The mighty Mini turns 50 in 2009.
And with the car marking a special anniversary next year we thought we’d celebrate the Mini/MINI that has become a cultural icon. As a note, Mini refers to the original or classic car, while MINI denotes the BMW version.
Calgarian and Scottish ex-pat Malcolm Mann can attest to the allure of the Mini. He’s had a passion for the diminutive autos since he was 18 years old — and bought his first in 1967. Mann has raced them, tuned them, fixed them, and even built new ones.
Working from his Calgary repair shop — Auto Mann — he has imported new body shells from the UK and installed a mix of completely rebuilt parts from a donor car and new components to create the closest thing to a brand new traditional Mini he could get.

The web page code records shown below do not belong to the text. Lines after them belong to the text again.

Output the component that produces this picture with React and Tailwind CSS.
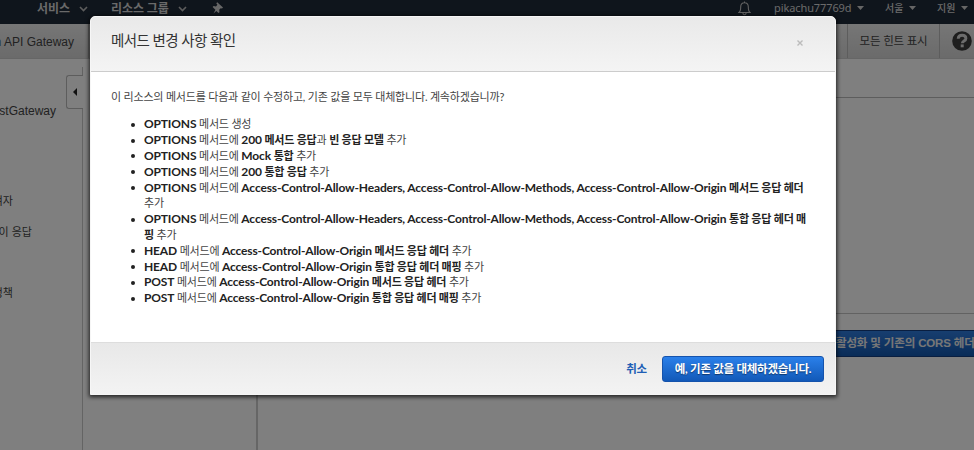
import React from "react";

const latoKr = "font-['Lato','Noto_Sans_CJK_KR',sans-serif]";
const sansKr = "font-['Liberation_Sans','Noto_Sans_CJK_KR',sans-serif]";
const notoKr = "font-['Noto_Sans','Noto_Sans_CJK_KR',sans-serif]";

const B = ({ children }) => <b className="font-bold text-[12px] tracking-[-0.15px] text-[#222]">{children}</b>;
const K = ({ children }) => <b className="font-bold text-[#222]">{children}</b>;

function Chevron({ className }) {
  return (
    <svg className={className} width="9" height="6" viewBox="0 0 9 6" fill="none" stroke="#bbb" strokeWidth="1.6">
      <path d="M1 1l3.5 3.5L8 1" />
    </svg>
  );
}

function Caret({ className }) {
  return (
    <svg className={className} width="7" height="4" viewBox="0 0 7 4" fill="#ccc">
      <path d="M0 0h7L3.5 4z" />
    </svg>
  );
}

function TopNav() {
  return (
    <header className={`${notoKr} flex h-6 shrink-0 items-start bg-[#1f2a38] pl-[37px] text-[#d4d4d4]`}>
      <span className="mt-px w-[33px] text-[12px] leading-4 font-bold whitespace-nowrap">서비스</span>
      <Chevron className="mt-[6px] ml-[9px]" />
      <span className="mt-px ml-[23px] w-[57px] text-[12px] leading-4 font-bold tracking-[-0.1px] whitespace-nowrap">리소스 그룹</span>
      <Chevron className="mt-[6px] ml-[10px]" />
      <svg className="mt-[2px] ml-[25px]" width="12" height="12" viewBox="0 0 12 12">
        <path d="M5.200 0.300 11 5.600l-1 .9-1.300-.3-1.500 1.500.3 2.500-1 .9-2.200-2.200L1.500 11.600l1.900-3.900L.6 5l1-.9 2.400.3L5.400 2.700 4.300 1.200z" fill="#d0d0d0" />
      </svg>
      <svg className="mt-px ml-auto" width="13" height="15" viewBox="0 0 13 15" fill="none" stroke="#c4c4c4" strokeWidth="1.1">
        <path d="M6.500 .5v1.200M1 11.500c1.500-1 1.700-2.500 1.700-5.500 0-2.700 1.500-4.200 3.800-4.200s3.800 1.500 3.800 4.200c0 3 .2 4.500 1.700 5.500zM4.800 12.200c.3 2 3.100 2 3.400 0" />
      </svg>
      <span className="ml-[23px] w-[77px] text-[11px] leading-4 tracking-[-0.1px] whitespace-nowrap">pikachu77769d</span>
      <Caret className="mt-[6px] ml-[6px]" />
      <span className="ml-[21px] w-[17px] text-[10px] leading-4 font-medium whitespace-nowrap">서울</span>
      <Caret className="mt-[6px] ml-[7px]" />
      <span className="ml-[21px] w-[17px] text-[10px] leading-4 font-medium whitespace-nowrap">지원</span>
      <Caret className="mt-[6px] mr-[6px] ml-[7px]" />
    </header>
  );
}

function Toolbar() {
  return (
    <div className={`${sansKr} flex h-[35px] shrink-0 items-stretch border-b border-[#ccc] bg-gradient-to-b from-[#ededed] to-[#d6d6d6] text-[12px] text-[#444]`}>
      <div className="flex w-[89px] items-center justify-end border-r border-[#bbb] pt-px pr-[14px] whitespace-nowrap">n API Gateway</div>
      <div className="ml-auto flex w-[93px] items-center justify-center border-x border-[#bbb] pt-[2px] text-[11.5px] tracking-[-0.25px] whitespace-nowrap">모든 힌트 표시</div>
      <div className="flex w-[34px] items-center pl-[12px]">
        <svg width="20" height="20" viewBox="0 0 20 20" className="shrink-0">
          <circle cx="10" cy="10" r="9.800" fill="#3c3c3c" />
          <path d="M6.200 7.700C6.300 5.300 8 4.300 10.100 4.300c2.100 0 3.800 1.200 3.800 3.100 0 2.600-3.600 2.500-3.600 4.800" fill="none" stroke="#d8d8d8" strokeWidth="2.900" />
          <rect x="8.700" y="13.400" width="3" height="2.900" fill="#d8d8d8" />
        </svg>
      </div>
    </div>
  );
}

function Sidebar() {
  return (
    <aside className={`${sansKr} w-[83px] shrink-0 text-[#444]`}>
      <div className="flex h-full flex-col items-end pt-2">
        <div className="h-2 w-px bg-[#c4c4c4]" />
        <div className="flex h-[34px] w-[17px] items-center justify-center rounded-l-[3px] border border-r-0 border-[#bbb]">
          <svg width="4" height="8" viewBox="0 0 4 8"><path d="M4 0v8L0 4z" fill="#222" /></svg>
        </div>
        <div className="flex w-full grow flex-col border-r border-[#c8c8c8] text-[11px] leading-4 whitespace-nowrap">
          <div className="-mt-[6px] flex w-[56px] justify-end text-[12px]">stGateway</div>
          <div className="mt-[74px] flex w-[13px] justify-end">여자</div>
          <div className="mt-[15px] flex w-[32px] justify-end">이 응답</div>
          <div className="mt-[45px] flex w-[13px] justify-end">정책</div>
        </div>
      </div>
    </aside>
  );
}

function Background() {
  return (
    <div className="flex h-full flex-col">
      <TopNav />
      <Toolbar />
      <div className="flex grow">
        <Sidebar />
        <div className="w-[175px] shrink-0 border-r-2 border-[#ccc]" />
        <main className="flex grow flex-col">
          <div className="h-[39px] border-b border-[#bbb]" />
          <div className="h-[216px] border-b border-[#c4c4c4]" />
          <div className={`${sansKr} mt-[16px] ml-[480px] flex h-[27px] items-center border-y border-[#123c80] bg-gradient-to-b from-[#2f7de0] to-[#1358b0] pt-px pl-[98px] text-[11.5px] font-bold tracking-[-0.15px] whitespace-nowrap text-[#eee]`}>
            활성화 및 기존의 CORS 헤더
          </div>
        </main>
      </div>
    </div>
  );
}

function Item({ children }) {
  return (
    <li className="flex">
      <span className="mt-[6.500px] mr-[9px] h-[4px] w-[4px] shrink-0 rounded-full bg-[#222]" />
      <div>{children}</div>
    </li>
  );
}

function Modal() {
  return (
    <section className={`${latoKr} absolute top-4 left-[90px] flex h-[379px] w-[746px] flex-col overflow-hidden rounded-t-[5px] border border-[#f6f6f6] bg-white text-[#444] shadow-[0_1px_4px_1px_rgba(0,0,0,0.75)]`}>
      <div className="flex h-[55px] shrink-0 items-start justify-between border-b border-[#ccc] bg-gradient-to-b from-[#e9e9e9] to-[#f4f4f4] pt-[14px] pr-[32px] pl-[20px]">
        <h2 className="text-[14.5px] leading-5 tracking-[-0.55px] text-[#333]">메서드 변경 사항 확인</h2>
        <svg className="mt-[9px]" width="6" height="6" viewBox="0 0 6 6" stroke="#bbb" strokeWidth="1.400"><path d="M.5.5l5 5M5.500.5l-5 5" /></svg>
      </div>
      <div className="grow pt-[17px] pl-[20px] text-[11px] leading-[15.8px] tracking-[-0.19px]">
        <p className="whitespace-nowrap">이 리소스의 메서드를 다음과 같이 수정하고, 기존 값을 모두 대체합니다. 계속하겠습니까?</p>
        <ul className="mt-[11.600px] pl-[20px] whitespace-nowrap">
          <Item><B>OPTIONS</B> 메서드 생성</Item>
          <Item><B>OPTIONS</B> 메서드에 <B>200</B> <K>메서드 응답</K>과 <K>빈 응답 모델</K> 추가</Item>
          <Item><B>OPTIONS</B> 메서드에 <B>Mock</B> <K>통합</K> 추가</Item>
          <Item><B>OPTIONS</B> 메서드에 <B>200</B> <K>통합 응답</K> 추가</Item>
          <Item><B>OPTIONS</B> 메서드에 <B>Access-Control-Allow-Headers, Access-Control-Allow-Methods, Access-Control-Allow-Origin</B> <K>메서드 응답 헤더</K><br />추가</Item>
          <Item><B>OPTIONS</B> 메서드에 <B>Access-Control-Allow-Headers, Access-Control-Allow-Methods, Access-Control-Allow-Origin</B> <K>통합 응답 헤더 매<br />핑</K> 추가</Item>
          <Item><B>HEAD</B> 메서드에 <B>Access-Control-Allow-Origin</B> <K>메서드 응답 헤더</K> 추가</Item>
          <Item><B>HEAD</B> 메서드에 <B>Access-Control-Allow-Origin</B> <K>통합 응답 헤더 매핑</K> 추가</Item>
          <Item><B>POST</B> 메서드에 <B>Access-Control-Allow-Origin</B> <K>메서드 응답 헤더</K> 추가</Item>
          <Item><B>POST</B> 메서드에 <B>Access-Control-Allow-Origin</B> <K>통합 응답 헤더 매핑</K> 추가</Item>
        </ul>
      </div>
      <div className="flex h-[52px] shrink-0 items-center justify-end border-t border-[#ddd] bg-gradient-to-b from-[#e8e8e8] to-[#f3f3f3] pr-[11px] text-[11.5px] font-bold tracking-[-0.25px]">
        <button className="w-[21px] whitespace-nowrap text-[#1f5fb5]">취소</button>
        <button className="ml-[15px] h-[26px] w-[162px] rounded-[3px] border border-[#1553ac] bg-gradient-to-b from-[#2a80ea] to-[#1259b8] whitespace-nowrap text-white [text-shadow:0_1px_1px_rgba(0,0,0,0.45)]">예, 기존 값을 대체하겠습니다.</button>
      </div>
    </section>
  );
}

export default function App() {
  return (
    <div className="relative h-[450px] w-[974px] overflow-hidden bg-white">
      <Background />
      <div className="absolute inset-0 bg-black/50" />
      <Modal />
    </div>
  );
}
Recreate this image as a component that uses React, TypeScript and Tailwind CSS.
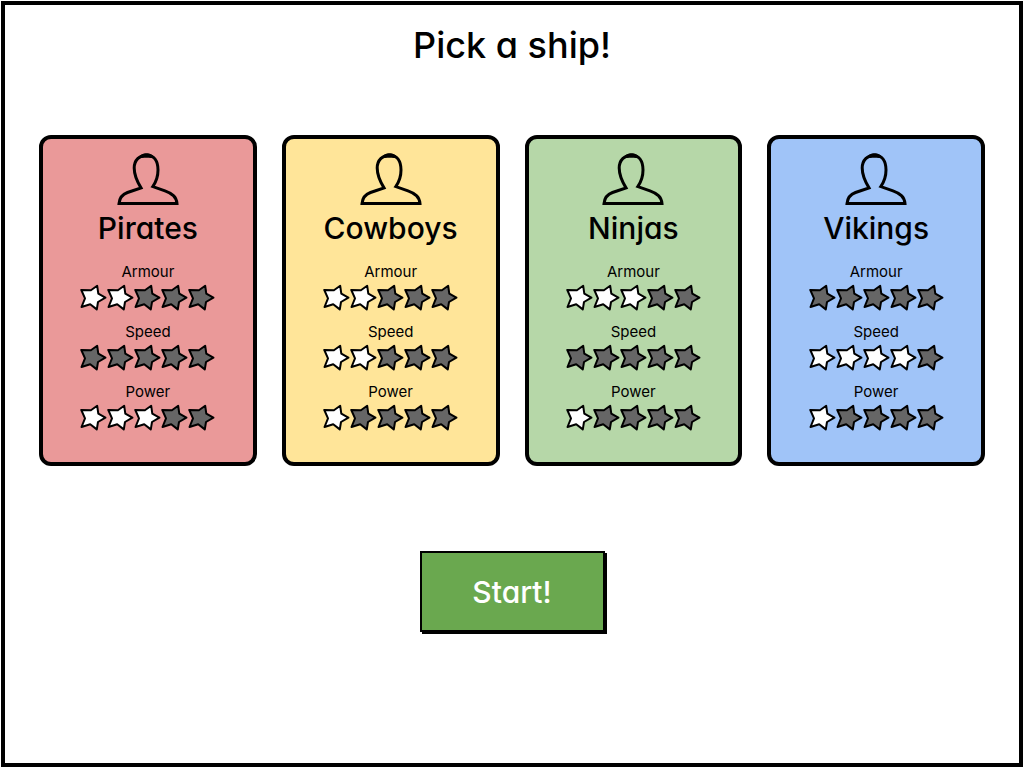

Now, he’s planning on building a Mini equipped with a modern Honda V-Tec engine.
“As a traditionalist, I appreciate the style of the classic Mini package,” Mann says. “But I also like to modify that a bit with 13″ wheels and fender flares.”
Sir Alec Issigonis designed the classic Mini in response to a British fuel crisis in the mid-1950s, and the car was meant to be as bare bones as possible.
Produced by the British Motor Corporation (BMC), under its Austin and Morris brands the Mini set a new standard in front wheel drive technology. Engine capacity started at 848cc, and grew as large as 1,275cc in some later cars.
The first Minis had external door hinges, sliding windows, a rubber suspension system and 10″ wheels. That minimalism was all part of the Mini’s less is more equation, and some would say a big part of the car’s charm.
Minis were popular with rally racing drivers, and the car won several prestigious events. It didn’t hurt to have someone like John Cooper, an enthusiastic racer and tuner, add some of his magic to the tiny Mini. He increased the engine’s power, and added disc brakes at the front. The Mini Cooper and Cooper S models proved very popular for both racers and the general public alike.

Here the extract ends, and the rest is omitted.